Some 28 years later, I was working as the Obituary Editor at the Chicago Tribune when Pat Carroll died. That morning I was not faced with my own mortality, but my own existence. What if my mom never became a nun and never met Pat? Well, like death, life is certain, too. I wouldn’t have been born, let alone working at the Tribune.
Sin was a big deal when I grew up. There were cardinal sins and venial sins. Committing a cardinal sin would land you in hell. My father had little tolerance for liars. He was adamant that liars are the worst sinners of all. If you are not truthful, you can’t be trusted. And if you aren’t trustworthy, well your life will be very lonely.

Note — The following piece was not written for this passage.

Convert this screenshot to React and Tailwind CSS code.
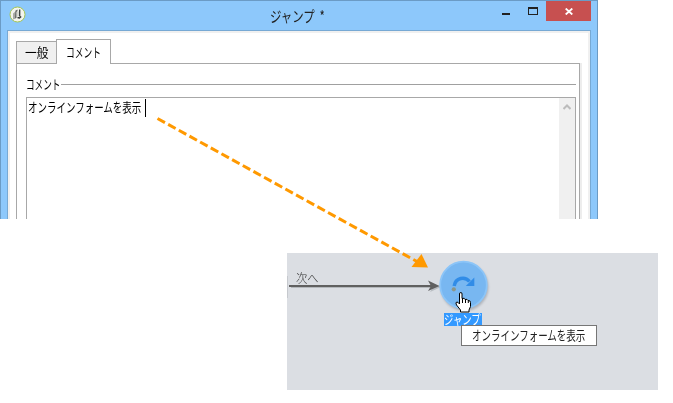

My mother nor I had finished reading the collection. That afternoon we read poetry aloud to one another. It was intoxicating. Short of her sharing in my daughter’s birth, that afternoon will stand as one of the best, most intimate, loveliest moments with my mom. Later that evening, she did it again, reading the poetry to a group of women, who were strangers not an hour before. I was reminded of the first time she took the pulpit and read from the Old Testament at St. Thomas More. Her grace, presence, and ability to project every nuance of those readings had me wanting to tell the whole church. “Hey, that’s my mom.” I felt the same way that night. And like many experiences this past year, I believed that book, and every poem bathed in Gluck’s own pain derived from her own divorce, was meant for me to read and to listen to.